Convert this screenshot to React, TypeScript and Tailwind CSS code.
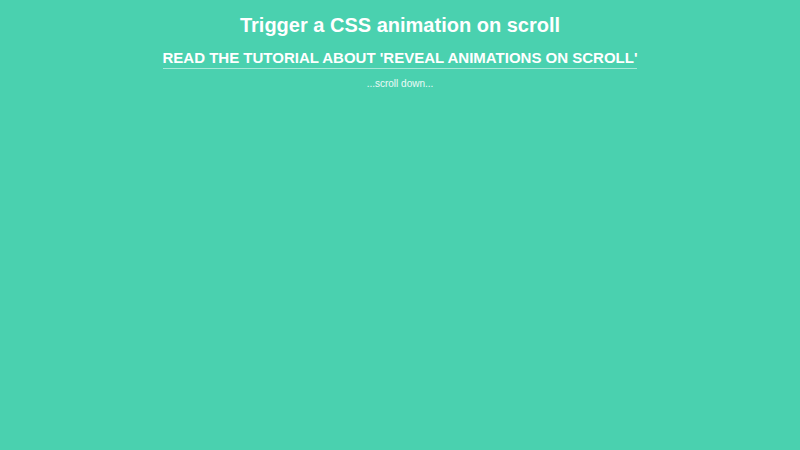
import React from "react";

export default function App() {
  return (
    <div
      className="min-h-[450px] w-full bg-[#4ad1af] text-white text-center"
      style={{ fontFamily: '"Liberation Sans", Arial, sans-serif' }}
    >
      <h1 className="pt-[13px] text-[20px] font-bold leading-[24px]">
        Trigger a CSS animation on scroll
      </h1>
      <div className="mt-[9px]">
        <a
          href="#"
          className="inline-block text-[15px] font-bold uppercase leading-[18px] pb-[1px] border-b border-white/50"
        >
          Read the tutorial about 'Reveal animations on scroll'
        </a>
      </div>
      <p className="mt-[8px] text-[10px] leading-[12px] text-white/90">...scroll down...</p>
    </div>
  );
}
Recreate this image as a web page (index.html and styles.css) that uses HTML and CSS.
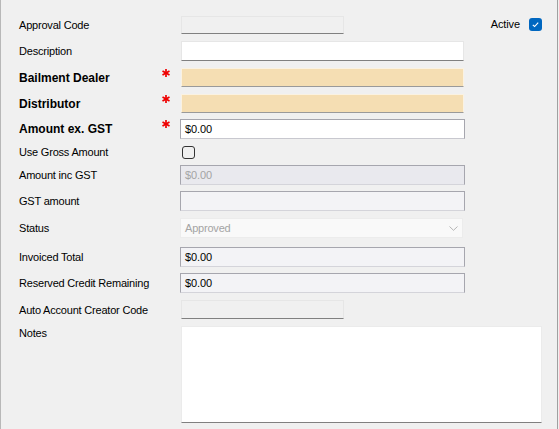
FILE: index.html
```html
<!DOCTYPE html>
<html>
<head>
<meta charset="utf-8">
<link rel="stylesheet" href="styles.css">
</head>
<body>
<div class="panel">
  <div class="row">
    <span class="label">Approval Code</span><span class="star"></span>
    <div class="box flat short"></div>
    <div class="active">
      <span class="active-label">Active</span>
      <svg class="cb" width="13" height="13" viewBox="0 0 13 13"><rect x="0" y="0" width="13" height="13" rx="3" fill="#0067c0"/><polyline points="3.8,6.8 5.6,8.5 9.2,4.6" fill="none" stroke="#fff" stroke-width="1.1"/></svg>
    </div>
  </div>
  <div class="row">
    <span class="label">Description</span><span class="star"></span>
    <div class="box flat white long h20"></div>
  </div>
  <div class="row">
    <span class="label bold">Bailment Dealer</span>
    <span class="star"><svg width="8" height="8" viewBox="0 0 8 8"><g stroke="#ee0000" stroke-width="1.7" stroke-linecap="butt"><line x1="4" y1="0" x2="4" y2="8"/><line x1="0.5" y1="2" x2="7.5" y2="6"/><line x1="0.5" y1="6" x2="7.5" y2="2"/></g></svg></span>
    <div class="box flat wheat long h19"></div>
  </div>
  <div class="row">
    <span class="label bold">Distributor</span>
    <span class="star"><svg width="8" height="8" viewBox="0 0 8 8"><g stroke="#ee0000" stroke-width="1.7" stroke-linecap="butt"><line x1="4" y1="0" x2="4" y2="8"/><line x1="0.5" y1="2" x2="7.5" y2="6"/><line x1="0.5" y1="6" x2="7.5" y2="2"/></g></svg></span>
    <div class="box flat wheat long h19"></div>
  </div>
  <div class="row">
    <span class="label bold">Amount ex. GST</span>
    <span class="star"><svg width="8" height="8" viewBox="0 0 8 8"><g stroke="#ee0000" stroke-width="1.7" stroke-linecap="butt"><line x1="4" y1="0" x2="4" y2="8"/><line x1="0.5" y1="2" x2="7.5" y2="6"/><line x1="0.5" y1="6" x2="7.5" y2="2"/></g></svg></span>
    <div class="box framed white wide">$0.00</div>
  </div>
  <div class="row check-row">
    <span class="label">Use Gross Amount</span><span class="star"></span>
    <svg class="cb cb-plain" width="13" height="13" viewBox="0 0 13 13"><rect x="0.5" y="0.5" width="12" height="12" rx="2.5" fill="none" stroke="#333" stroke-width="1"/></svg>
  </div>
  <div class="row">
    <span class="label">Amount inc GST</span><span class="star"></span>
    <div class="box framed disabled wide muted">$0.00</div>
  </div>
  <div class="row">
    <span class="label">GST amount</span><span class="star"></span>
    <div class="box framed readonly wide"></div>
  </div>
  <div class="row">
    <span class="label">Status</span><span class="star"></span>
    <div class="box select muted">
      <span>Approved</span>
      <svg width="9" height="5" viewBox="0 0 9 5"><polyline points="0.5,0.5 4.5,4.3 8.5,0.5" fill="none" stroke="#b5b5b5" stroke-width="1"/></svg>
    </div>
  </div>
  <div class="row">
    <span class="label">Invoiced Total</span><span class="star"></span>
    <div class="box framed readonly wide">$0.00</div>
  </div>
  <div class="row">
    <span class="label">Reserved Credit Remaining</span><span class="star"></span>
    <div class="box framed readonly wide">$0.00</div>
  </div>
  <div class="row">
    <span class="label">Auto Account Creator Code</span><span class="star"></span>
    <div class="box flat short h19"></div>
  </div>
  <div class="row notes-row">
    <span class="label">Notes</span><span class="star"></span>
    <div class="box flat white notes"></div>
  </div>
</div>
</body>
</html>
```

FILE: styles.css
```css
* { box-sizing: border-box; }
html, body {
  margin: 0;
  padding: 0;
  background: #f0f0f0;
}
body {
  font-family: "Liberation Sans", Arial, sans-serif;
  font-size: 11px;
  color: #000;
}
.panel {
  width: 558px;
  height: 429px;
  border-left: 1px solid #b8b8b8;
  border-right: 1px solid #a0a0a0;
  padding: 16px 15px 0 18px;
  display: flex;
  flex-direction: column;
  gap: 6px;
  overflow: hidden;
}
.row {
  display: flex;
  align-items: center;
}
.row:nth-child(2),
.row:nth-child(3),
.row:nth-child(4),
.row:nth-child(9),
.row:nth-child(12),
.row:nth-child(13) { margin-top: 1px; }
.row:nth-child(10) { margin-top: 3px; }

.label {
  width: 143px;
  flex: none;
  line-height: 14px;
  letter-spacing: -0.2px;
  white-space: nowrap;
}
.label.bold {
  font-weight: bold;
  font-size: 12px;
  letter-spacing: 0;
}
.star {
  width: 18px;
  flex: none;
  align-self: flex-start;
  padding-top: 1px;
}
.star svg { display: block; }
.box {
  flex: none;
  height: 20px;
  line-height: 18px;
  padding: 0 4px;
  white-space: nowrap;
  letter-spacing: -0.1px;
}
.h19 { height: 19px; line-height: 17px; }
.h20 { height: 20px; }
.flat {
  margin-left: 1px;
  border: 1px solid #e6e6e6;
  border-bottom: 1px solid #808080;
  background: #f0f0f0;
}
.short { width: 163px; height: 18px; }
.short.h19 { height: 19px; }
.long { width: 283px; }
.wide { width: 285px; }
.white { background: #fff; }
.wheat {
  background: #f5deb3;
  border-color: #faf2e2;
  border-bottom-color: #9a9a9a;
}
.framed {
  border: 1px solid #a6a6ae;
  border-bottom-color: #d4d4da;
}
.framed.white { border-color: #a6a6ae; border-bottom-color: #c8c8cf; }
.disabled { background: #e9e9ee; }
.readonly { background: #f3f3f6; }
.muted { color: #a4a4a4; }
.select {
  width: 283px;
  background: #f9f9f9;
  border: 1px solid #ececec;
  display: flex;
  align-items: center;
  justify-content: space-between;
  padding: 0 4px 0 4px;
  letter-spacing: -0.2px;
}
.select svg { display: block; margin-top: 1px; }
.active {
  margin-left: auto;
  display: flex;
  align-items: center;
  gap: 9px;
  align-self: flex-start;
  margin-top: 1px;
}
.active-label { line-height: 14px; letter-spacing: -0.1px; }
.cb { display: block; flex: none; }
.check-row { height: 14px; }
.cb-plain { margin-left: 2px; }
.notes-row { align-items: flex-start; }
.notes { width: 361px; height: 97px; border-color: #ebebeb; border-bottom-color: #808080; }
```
#####
§ Exercise aim: None of the pictures should appear; repeat the records exactly otherwise.

§ Full response:
Convert this screenshot to React, TypeScript and Tailwind CSS code.
import React from "react";

export default function App() {
  return (
    <div
      className="min-h-[450px] w-full bg-[#4ad1af] text-white text-center"
      style={{ fontFamily: '"Liberation Sans", Arial, sans-serif' }}
    >
      <h1 className="pt-[13px] text-[20px] font-bold leading-[24px]">
        Trigger a CSS animation on scroll
      </h1>
      <div className="mt-[9px]">
        <a
          href="#"
          className="inline-block text-[15px] font-bold uppercase leading-[18px] pb-[1px] border-b border-white/50"
        >
          Read the tutorial about 'Reveal animations on scroll'
        </a>
      </div>
      <p className="mt-[8px] text-[10px] leading-[12px] text-white/90">...scroll down...</p>
    </div>
  );
}
Recreate this image as a web page (index.html and styles.css) that uses HTML and CSS.
FILE: index.html
```html
<!DOCTYPE html>
<html>
<head>
<meta charset="utf-8">
<link rel="stylesheet" href="styles.css">
</head>
<body>
<div class="panel">
  <div class="row">
    <span class="label">Approval Code</span><span class="star"></span>
    <div class="box flat short"></div>
    <div class="active">
      <span class="active-label">Active</span>
      <svg class="cb" width="13" height="13" viewBox="0 0 13 13"><rect x="0" y="0" width="13" height="13" rx="3" fill="#0067c0"/><polyline points="3.8,6.8 5.6,8.5 9.2,4.6" fill="none" stroke="#fff" stroke-width="1.1"/></svg>
    </div>
  </div>
  <div class="row">
    <span class="label">Description</span><span class="star"></span>
    <div class="box flat white long h20"></div>
  </div>
  <div class="row">
    <span class="label bold">Bailment Dealer</span>
    <span class="star"><svg width="8" height="8" viewBox="0 0 8 8"><g stroke="#ee0000" stroke-width="1.7" stroke-linecap="butt"><line x1="4" y1="0" x2="4" y2="8"/><line x1="0.5" y1="2" x2="7.5" y2="6"/><line x1="0.5" y1="6" x2="7.5" y2="2"/></g></svg></span>
    <div class="box flat wheat long h19"></div>
  </div>
  <div class="row">
    <span class="label bold">Distributor</span>
    <span class="star"><svg width="8" height="8" viewBox="0 0 8 8"><g stroke="#ee0000" stroke-width="1.7" stroke-linecap="butt"><line x1="4" y1="0" x2="4" y2="8"/><line x1="0.5" y1="2" x2="7.5" y2="6"/><line x1="0.5" y1="6" x2="7.5" y2="2"/></g></svg></span>
    <div class="box flat wheat long h19"></div>
  </div>
  <div class="row">
    <span class="label bold">Amount ex. GST</span>
    <span class="star"><svg width="8" height="8" viewBox="0 0 8 8"><g stroke="#ee0000" stroke-width="1.7" stroke-linecap="butt"><line x1="4" y1="0" x2="4" y2="8"/><line x1="0.5" y1="2" x2="7.5" y2="6"/><line x1="0.5" y1="6" x2="7.5" y2="2"/></g></svg></span>
    <div class="box framed white wide">$0.00</div>
  </div>
  <div class="row check-row">
    <span class="label">Use Gross Amount</span><span class="star"></span>
    <svg class="cb cb-plain" width="13" height="13" viewBox="0 0 13 13"><rect x="0.5" y="0.5" width="12" height="12" rx="2.5" fill="none" stroke="#333" stroke-width="1"/></svg>
  </div>
  <div class="row">
    <span class="label">Amount inc GST</span><span class="star"></span>
    <div class="box framed disabled wide muted">$0.00</div>
  </div>
  <div class="row">
    <span class="label">GST amount</span><span class="star"></span>
    <div class="box framed readonly wide"></div>
  </div>
  <div class="row">
    <span class="label">Status</span><span class="star"></span>
    <div class="box select muted">
      <span>Approved</span>
      <svg width="9" height="5" viewBox="0 0 9 5"><polyline points="0.5,0.5 4.5,4.3 8.5,0.5" fill="none" stroke="#b5b5b5" stroke-width="1"/></svg>
    </div>
  </div>
  <div class="row">
    <span class="label">Invoiced Total</span><span class="star"></span>
    <div class="box framed readonly wide">$0.00</div>
  </div>
  <div class="row">
    <span class="label">Reserved Credit Remaining</span><span class="star"></span>
    <div class="box framed readonly wide">$0.00</div>
  </div>
  <div class="row">
    <span class="label">Auto Account Creator Code</span><span class="star"></span>
    <div class="box flat short h19"></div>
  </div>
  <div class="row notes-row">
    <span class="label">Notes</span><span class="star"></span>
    <div class="box flat white notes"></div>
  </div>
</div>
</body>
</html>
```

FILE: styles.css
```css
* { box-sizing: border-box; }
html, body {
  margin: 0;
  padding: 0;
  background: #f0f0f0;
}
body {
  font-family: "Liberation Sans", Arial, sans-serif;
  font-size: 11px;
  color: #000;
}
.panel {
  width: 558px;
  height: 429px;
  border-left: 1px solid #b8b8b8;
  border-right: 1px solid #a0a0a0;
  padding: 16px 15px 0 18px;
  display: flex;
  flex-direction: column;
  gap: 6px;
  overflow: hidden;
}
.row {
  display: flex;
  align-items: center;
}
.row:nth-child(2),
.row:nth-child(3),
.row:nth-child(4),
.row:nth-child(9),
.row:nth-child(12),
.row:nth-child(13) { margin-top: 1px; }
.row:nth-child(10) { margin-top: 3px; }

.label {
  width: 143px;
  flex: none;
  line-height: 14px;
  letter-spacing: -0.2px;
  white-space: nowrap;
}
.label.bold {
  font-weight: bold;
  font-size: 12px;
  letter-spacing: 0;
}
.star {
  width: 18px;
  flex: none;
  align-self: flex-start;
  padding-top: 1px;
}
.star svg { display: block; }
.box {
  flex: none;
  height: 20px;
  line-height: 18px;
  padding: 0 4px;
  white-space: nowrap;
  letter-spacing: -0.1px;
}
.h19 { height: 19px; line-height: 17px; }
.h20 { height: 20px; }
.flat {
  margin-left: 1px;
  border: 1px solid #e6e6e6;
  border-bottom: 1px solid #808080;
  background: #f0f0f0;
}
.short { width: 163px; height: 18px; }
.short.h19 { height: 19px; }
.long { width: 283px; }
.wide { width: 285px; }
.white { background: #fff; }
.wheat {
  background: #f5deb3;
  border-color: #faf2e2;
  border-bottom-color: #9a9a9a;
}
.framed {
  border: 1px solid #a6a6ae;
  border-bottom-color: #d4d4da;
}
.framed.white { border-color: #a6a6ae; border-bottom-color: #c8c8cf; }
.disabled { background: #e9e9ee; }
.readonly { background: #f3f3f6; }
.muted { color: #a4a4a4; }
.select {
  width: 283px;
  background: #f9f9f9;
  border: 1px solid #ececec;
  display: flex;
  align-items: center;
  justify-content: space-between;
  padding: 0 4px 0 4px;
  letter-spacing: -0.2px;
}
.select svg { display: block; margin-top: 1px; }
.active {
  margin-left: auto;
  display: flex;
  align-items: center;
  gap: 9px;
  align-self: flex-start;
  margin-top: 1px;
}
.active-label { line-height: 14px; letter-spacing: -0.1px; }
.cb { display: block; flex: none; }
.check-row { height: 14px; }
.cb-plain { margin-left: 2px; }
.notes-row { align-items: flex-start; }
.notes { width: 361px; height: 97px; border-color: #ebebeb; border-bottom-color: #808080; }
```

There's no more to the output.